Les films qui ont marqué son existence

Je n'ai pas grandi avec des films d'auteur, mais plutôt grand public et très commerciaux, comme Le Roi Lion de Roger Allers et Rob Minkoff (1994), Madame Doubtfire de Chris Colombus (1994), Dirty Dancing d'Emile Ardolino (1987)... C'est quand j'ai commencé à travailler avec des réalisateurs que je me suis intéressée aux films de grands auteurs comme Wong Kar-Wai, John Cassavetes, etc. Donc j'ai commencé à me faire un spectre de films qu'il fallait connaître et que j'aimais. Ça m'a apporté une diversité énorme, que ce soit dans le cinéma d'auteur ou de divertissement.

 

Les actrices qu'elle admire 

Il y en a beaucoup, mais là comme ça, je pourrais déjà citer Gena Rowlands dans Une femme sous influence de John Cassavetes (1974), Isabelle Huppert dans La Pianiste de Michael Haneke (2001), Julianne Moore dans Safe de Todd Haynes (2012), Nicole Kidman dans Prête à tout de Gus Van Sant (1995), ou encore Reese Witherspoon dans L'Arriviste d'Alexander Payne (2000). Je les regarde énormément et je les étudie.

 

Diane Keaton

Cette actrice a donné aux personnages féminins l'opportunité d'être aussi complexe que les personnages masculins : être drôle, intelligente, pleine d'émotions, et surtout bizarre... Elle s'est permis de le faire et a été l'une des premières. Je l'ai adorée dans Le Parrain de Francis Ford Coppola (1972), Annie Hall de Woody Allen (1977), ou encore Tout peut arriver de Nancy Meyers (2004). Elle s'intéressait toujours à tout, et avait cette « jolie bizarrerie »... On tombe amoureux d'elle à cause de cela.

 

Léon 

Ce premier film, à l'âge de 11 ans, a été une première expérience formidable. Tout le monde m'a très bien traitée sur le tournage. J'ai commencé à concevoir le métier d'actrice comme un jeu, au sens enfantin du terme. Car après tout, être acteur, c'est se comporter comme un enfant tout le temps ! J'ai pu voir comment jouaient Jean Reno et Gary Oldman, et je me suis inspirée de leur travail. Luc Besson accordait autant d'importance aux acteurs qu'à tous les autres métiers sur le plateau. Ça a été une vraie chance pour moi.

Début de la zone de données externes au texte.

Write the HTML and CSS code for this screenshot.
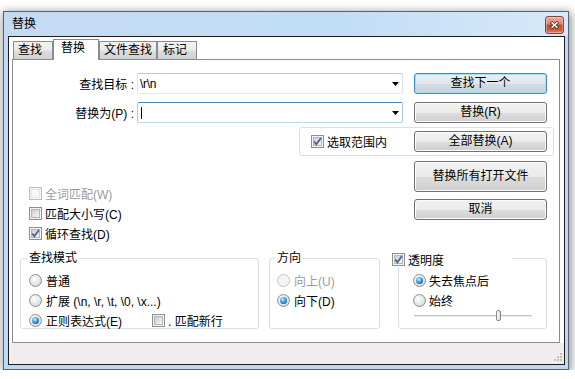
FILE: index.html
```html
<!DOCTYPE html>
<html lang="zh-CN">
  <head>
    <meta charset="UTF-8" />
    <title>替换</title>
    <link rel="stylesheet" href="styles.css">
  </head>
  <body>
    <div class="window">
      <div class="titlebar">
        <span class="title">替换</span>
        <span class="close-btn">
          <svg width="9" height="8" viewBox="0 0 9 8">
            <path d="M1 1 L8 7 M8 1 L1 7" stroke="#3a2b2b" stroke-width="3" fill="none" />
            <path d="M1.5 1.4 L7.5 6.6 M7.5 1.4 L1.5 6.6" stroke="#fff" stroke-width="1.4" fill="none" />
          </svg>
        </span>
      </div>

      <div class="frame">
        <div class="client">
          <div class="tab-area">
            <div class="tabstrip">
              <div class="tab tab-find">查找</div>
              <div class="tab active">替换</div>
              <div class="tab tab-files">文件查找</div>
              <div class="tab tab-mark">标记</div>
            </div>

            <div class="panel">
              <div class="field-row">
                <label class="field-label">查找目标 :</label>
                <div class="combo">
                  <span class="combo-text">\r\n</span>
                  <svg class="arrow" width="7" height="4" viewBox="0 0 7 4"><polygon points="0,0 7,0 3.5,4" fill="#000" /></svg>
                </div>
                <button class="btn default">查找下一个</button>
              </div>

              <div class="field-row">
                <label class="field-label">替换为(P) :</label>
                <div class="combo focused">
                  <span class="caret"></span>
                  <svg class="arrow" width="7" height="4" viewBox="0 0 7 4"><polygon points="0,0 7,0 3.5,4" fill="#000" /></svg>
                </div>
                <button class="btn">替换(R)</button>
              </div>

              <div class="scope-box">
                <label class="check">
                  <span class="chk on"><svg viewBox="0 0 11 11"><path d="M2.2 5.4 L4.4 8.3 L8.9 2.1" stroke="#4a5e92" stroke-width="1.7" fill="none" /></svg></span>选取范围内
                </label>
                <button class="btn">全部替换(A)</button>
              </div>

              <div class="mid-row">
                <div class="options">
                  <label class="check disabled"><span class="chk"></span>全词匹配(W)</label>
                  <label class="check"><span class="chk"></span>匹配大小写(C)</label>
                  <label class="check">
                    <span class="chk on"><svg viewBox="0 0 11 11"><path d="M2.2 5.4 L4.4 8.3 L8.9 2.1" stroke="#4a5e92" stroke-width="1.7" fill="none" /></svg></span>循环查找(D)
                  </label>
                </div>
                <div class="btn-col">
                  <button class="btn tall">替换所有打开文件</button>
                  <button class="btn">取消</button>
                </div>
              </div>

              <div class="groups">
                <div class="group mode">
                  <div class="group-title">查找模式</div>
                  <div class="group-body">
                    <label class="radio-item"><span class="radio"></span>普通</label>
                    <label class="radio-item"><span class="radio"></span>扩展 (\n, \r, \t, \0, \x...)</label>
                    <div class="radio-line">
                      <label class="radio-item regex"><span class="radio on"></span>正则表达式(E)</label>
                      <label class="check"><span class="chk"></span>. 匹配新行</label>
                    </div>
                  </div>
                </div>

                <div class="group dir">
                  <div class="group-title">方向</div>
                  <div class="group-body">
                    <label class="radio-item disabled"><span class="radio"></span>向上(U)</label>
                    <label class="radio-item"><span class="radio on"></span>向下(D)</label>
                  </div>
                </div>

                <div class="group alpha">
                  <label class="alpha-title">
                    <span class="chk on"><svg viewBox="0 0 11 11"><path d="M2.2 5.4 L4.4 8.3 L8.9 2.1" stroke="#4a5e92" stroke-width="1.7" fill="none" /></svg></span>透明度
                  </label>
                  <div class="alpha-body">
                    <label class="radio-item"><span class="radio on"></span>失去焦点后</label>
                    <label class="radio-item"><span class="radio"></span>始终</label>
                    <div class="slider"><span class="thumb"></span></div>
                  </div>
                </div>
              </div>
            </div>
          </div>

          <div class="statusbar">
            <svg class="grip" width="11" height="11" viewBox="0 0 11 11">
              <rect x="9" y="1" width="2" height="2" fill="#c2c2c2" />
              <rect x="6" y="4" width="2" height="2" fill="#c2c2c2" />
              <rect x="9" y="4" width="2" height="2" fill="#c2c2c2" />
              <rect x="3" y="7" width="2" height="2" fill="#c2c2c2" />
              <rect x="6" y="7" width="2" height="2" fill="#c2c2c2" />
              <rect x="9" y="7" width="2" height="2" fill="#c2c2c2" />
            </svg>
          </div>
        </div>
      </div>
    </div>
  </body>
</html>
```

FILE: styles.css
```css
body {
  margin: 0;
  background: #fff;
  font-family: "Liberation Sans", "Noto Sans CJK SC", sans-serif;
  font-size: 12px;
  color: #000;
}

/* window chrome */
.window {
  margin: 11px 0 0 3px;
  width: 566px;
  height: 359px;
  box-sizing: border-box;
  border: 1px solid #5a6470;
  background: #bed9f3;
  box-shadow: 1px 2px 9px 1px rgba(0, 0, 0, 0.45);
  display: flex;
  flex-direction: column;
}
.titlebar {
  height: 24px;
  box-sizing: border-box;
  padding: 4px 4px 0 8px;
  display: flex;
  justify-content: space-between;
  align-items: flex-start;
  background: linear-gradient(to right, #c3dbf2, #c1ddf6 60%, #d8e9fa);
}
.title {
  line-height: 16px;
}
.close-btn {
  width: 19px;
  height: 18px;
  box-sizing: border-box;
  border: 1px solid #84463b;
  border-radius: 3px;
  background: linear-gradient(#eaab9d, #d98872 42%, #c44a2f 52%, #cf573a 80%, #e0866c);
  box-shadow: inset 0 0 0 1px rgba(255, 255, 255, 0.3);
  display: flex;
  align-items: center;
  justify-content: center;
}
.frame {
  flex: 1;
  display: flex;
  padding: 0 3px 4px 4px;
}
.client {
  flex: 1;
  border: 1px solid #1c1c1c;
  background: #fff;
  display: flex;
  flex-direction: column;
}

/* tabs */
.tab-area {
  flex: 1;
  padding: 2px 4px 0 3px;
  display: flex;
  flex-direction: column;
}
.tabstrip {
  height: 20px;
  padding-left: 1px;
  display: flex;
  align-items: flex-end;
  position: relative;
  z-index: 1;
}
.tab {
  height: 18px;
  box-sizing: border-box;
  border: 1px solid #898c95;
  border-bottom: none;
  background: linear-gradient(#f3f3f3, #ebebeb 45%, #dddddd 55%, #d0d0d0);
  line-height: 17px;
  padding-left: 4px;
  white-space: nowrap;
}
.tab-find { width: 40px; }
.tab-files { width: 58px; }
.tab-mark { width: 40px; padding-left: 5px; }
.tab.active {
  width: 46px;
  height: 21px;
  margin-bottom: -1px;
  padding: 0 0 0 7px;
  line-height: 17px;
  background: #fff;
}
.panel {
  flex: 1;
  border: 1px solid #898c95;
  background: #fff;
  padding-top: 13px;
}

/* find / replace rows */
.field-row {
  display: flex;
  align-items: center;
  height: 21px;
}
.field-row + .field-row {
  margin-top: 8px;
}
.field-label {
  width: 121px;
  text-align: right;
  white-space: nowrap;
}
.combo {
  width: 266px;
  height: 21px;
  margin-left: 3px;
  box-sizing: border-box;
  border: 1px solid;
  border-color: #c4c7cc #dfe2e7 #e4e8ec #dfe2e7;
  border-radius: 2px;
  display: flex;
  align-items: center;
  justify-content: space-between;
  padding: 0 3px 0 2px;
}
.combo.focused {
  border-color: #4b83b7 #a9c9e4 #bcd9ee #a9c9e4;
}
.combo-text {
  letter-spacing: -0.3px;
}
.caret {
  width: 1px;
  height: 12px;
  margin-left: 1px;
  background: #000;
}
.btn {
  width: 133px;
  height: 21px;
  margin-left: 11px;
  box-sizing: border-box;
  border: 1px solid #707070;
  border-radius: 3px;
  background: linear-gradient(#f2f2f2, #ebebeb 50%, #dddddd 51%, #cfcfcf);
  box-shadow: inset 0 0 0 1px #fbfbfb;
  font: inherit;
  color: #000;
  padding: 0;
  line-height: 17px;
}
.btn.default {
  border-color: #3a8cc4;
  background: linear-gradient(#e9f0f4, #e0e8ed 50%, #d3dce2 51%, #c9d3d9);
  box-shadow: inset 0 0 0 1px #9fe1f8;
}

/* "in selection" box */
.scope-box {
  margin: 4px 0 0 286px;
  width: 255px;
  height: 29px;
  box-sizing: border-box;
  border: 1px solid #d5dfe5;
  border-radius: 3px;
  padding: 0 6px 0 11px;
  display: flex;
  align-items: center;
  justify-content: space-between;
}
.scope-box .btn {
  margin-left: 0;
}

/* checkbox options + right buttons */
.mid-row {
  display: flex;
  justify-content: space-between;
  padding: 0 12px 0 16px;
}
.options {
  padding-top: 27px;
}
.check {
  display: flex;
  align-items: center;
  gap: 3px;
  height: 20px;
  white-space: nowrap;
}
.check.disabled {
  color: #9b9b9b;
}
.btn-col {
  padding-top: 5px;
  display: flex;
  flex-direction: column;
  gap: 7px;
}
.btn-col .btn {
  margin-left: 0;
}
.btn.tall {
  height: 31px;
}

/* checkbox and radio glyphs */
.chk {
  width: 13px;
  height: 13px;
  flex: none;
  box-sizing: border-box;
  border: 1px solid #8f8f8f;
  background: #f4f4f4;
  display: grid;
  place-items: center;
}
.chk::before {
  content: "";
  grid-area: 1 / 1;
  width: 9px;
  height: 9px;
  box-sizing: border-box;
  border: 1px solid #b3b7bc;
  background: linear-gradient(135deg, #c9cdd2, #f6f6f6);
}
.chk svg {
  grid-area: 1 / 1;
  width: 11px;
  height: 11px;
}
.check.disabled .chk {
  border-color: #bcbcbc;
}
.check.disabled .chk::before {
  border-color: #e6e6e6;
  background: #f7f7f7;
}
.radio {
  width: 13px;
  height: 13px;
  flex: none;
  box-sizing: border-box;
  border: 1px solid #8e8f8f;
  border-radius: 50%;
  background: radial-gradient(circle at 40% 35%, #fdfdfd, #e2e2e2 60%, #cfcfcf);
  display: grid;
  place-items: center;
}
.radio.on::before {
  content: "";
  width: 7px;
  height: 7px;
  border-radius: 50%;
  background: radial-gradient(circle at 40% 35%, #c8eeff 0, #50b6ee 35%, #1a6eb3 70%, #0b4682);
}
.radio-item {
  display: flex;
  align-items: center;
  gap: 4px;
  height: 20px;
  white-space: nowrap;
}
.radio-item.disabled {
  color: #9b9b9b;
}
.radio-item.disabled .radio {
  border-color: #c4c4c4;
  background: #f3f3f3;
}

/* group boxes */
.groups {
  display: flex;
  margin-top: 15px;
  padding-left: 7px;
}
.group {
  height: 71px;
  box-sizing: border-box;
  border: 1px solid #d5dfe5;
  border-radius: 3px;
}
.group.mode {
  width: 239px;
  padding-left: 8px;
}
.group.dir {
  width: 111px;
  margin-left: 10px;
  padding-left: 7px;
}
.group.alpha {
  width: 149px;
  margin-left: 18px;
  padding-left: 14px;
}
.group-title {
  width: fit-content;
  height: 14px;
  line-height: 14px;
  margin: -8px 0 0 -2px;
  padding: 0 2px;
  background: #fff;
}
.group-body {
  padding-top: 5px;
}
.radio-line {
  display: flex;
  align-items: center;
}
.radio-item.regex {
  width: 123px;
}
.alpha-title {
  width: 120px;
  height: 16px;
  margin: -8px 0 0 -21px;
  background: #fff;
  display: flex;
  align-items: center;
  gap: 3px;
}
.alpha-body {
  padding-top: 3px;
}
.alpha-body .radio-item {
  gap: 3px;
}
.slider {
  width: 118px;
  height: 11px;
  margin-left: 1px;
  display: flex;
  background:
    linear-gradient(#c3c3c3, #c3c3c3) 0 5px / 100% 1px no-repeat,
    linear-gradient(#ececec, #ececec) 0 6px / 100% 1px no-repeat;
}
.thumb {
  width: 5px;
  height: 11px;
  margin-left: 82px;
  box-sizing: border-box;
  border: 1px solid #888;
  border-radius: 2px;
  background: linear-gradient(to right, #fdfdfd, #dcdcdc);
}

/* status bar with size grip */
.statusbar {
  height: 21px;
  background: #f0edec;
  display: flex;
  justify-content: flex-end;
  align-items: flex-end;
}
.grip {
  margin: 0 2px 1px 0;
}
```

Un de mes amis acteurs m'a dit que pour réussir dans ce métier il fallait avoir deux facettes : avoir la peau dure, et en même temps être assez vulnérable pour incarner toutes les émotions du personnage... et pouvoir alterner entre les deux ! 

Léon a eu du succès en France, mais il faut rappeler que ça n'a pas du tout été le cas aux États-Unis. Ça a presque été un bide ! Pourtant, aujourd'hui, on me parle encore de ce film. Ça m'a appris à ne pas accorder trop d'attention à la réception d'un film, en tous cas à chaud. Avec le temps, on voit à quel point ça peut toucher les gens. Et il faut beaucoup de temps, pour que ça mûrisse dans les esprits. L'important, c'est le travail lui-même.

 

Heat 

C'était incroyable de jouer face à Al Pacino. J'avais 14 ans à l'époque. Tout le monde m'a inclue et m'a fait me sentir à l'aise. Mais d'un autre côté, j'étais trop jeune pour être intimidée. Al Pacino m'a beaucoup engagée pour ce rôle. Dans Heat, j'incarne sa belle-fille. Il a vraiment construit une relation proche de nos personnages, alors que pour Léon, Jean Reno a utilisé une méthode plus distante, plus concentrée, car il y a aussi une distance entre les deux personnages dans l'histoire. Chaque acteur a sa propre méthode et il faut constamment s'adapter aux personnes autour de soi.

 

Adaptabilité

J'ai beaucoup bougé dans ma vie. Une de mes professeurs m'avait indiqué avoir remarqué que les enfants qui ont beaucoup déménagé s'adaptent plus facilement. Beaucoup d'enfants acteurs étaient des enfants de soldats, comme par exemple Julianne Moore. Les enfants qui voyagent doivent s'adapter rapidement, et ça aide énormément quand pour faire ce métier.

 

Les études de psychologie

Faire des études n'a pas vraiment été un choix : je venais d'une famille très académique qui souhaitait que je fasse ce parcours scolaire linéaire. Pour moi c'était très important de faire des études, car elles m'ont permis de gagner en indépendance, d'apprendre des choses, et de faire de belles rencontres, des amis qui en sont encore aujourd'hui, donc je ne regrette rien. Quand on approche un personnage, on essaye de savoir ce qu'il pense et quels sont ses sentiments, pour pouvoir mieux l'interpréter, donc finalement c'est un peu comme un psychologue. En cela, mes études m'ont aidée. Au cinéma, il y a beaucoup de personnages qui ont des problèmes psychologiques. Ce sont parfois des narcissiques, des bipolaires, et c'est important de comprendre leur psychologie.

 

Star Wars

J'ai été très chanceuse car à l'époque du premier film, ni les réseaux sociaux, ni les appareils photos sur les téléphones n'existaient... donc j'ai pu retourner à l'école après le tournage et être un peu tranquille. Je pouvais vivre ma vie et faire la fête, sans qu'il y ait de photos sur les réseaux le lendemain !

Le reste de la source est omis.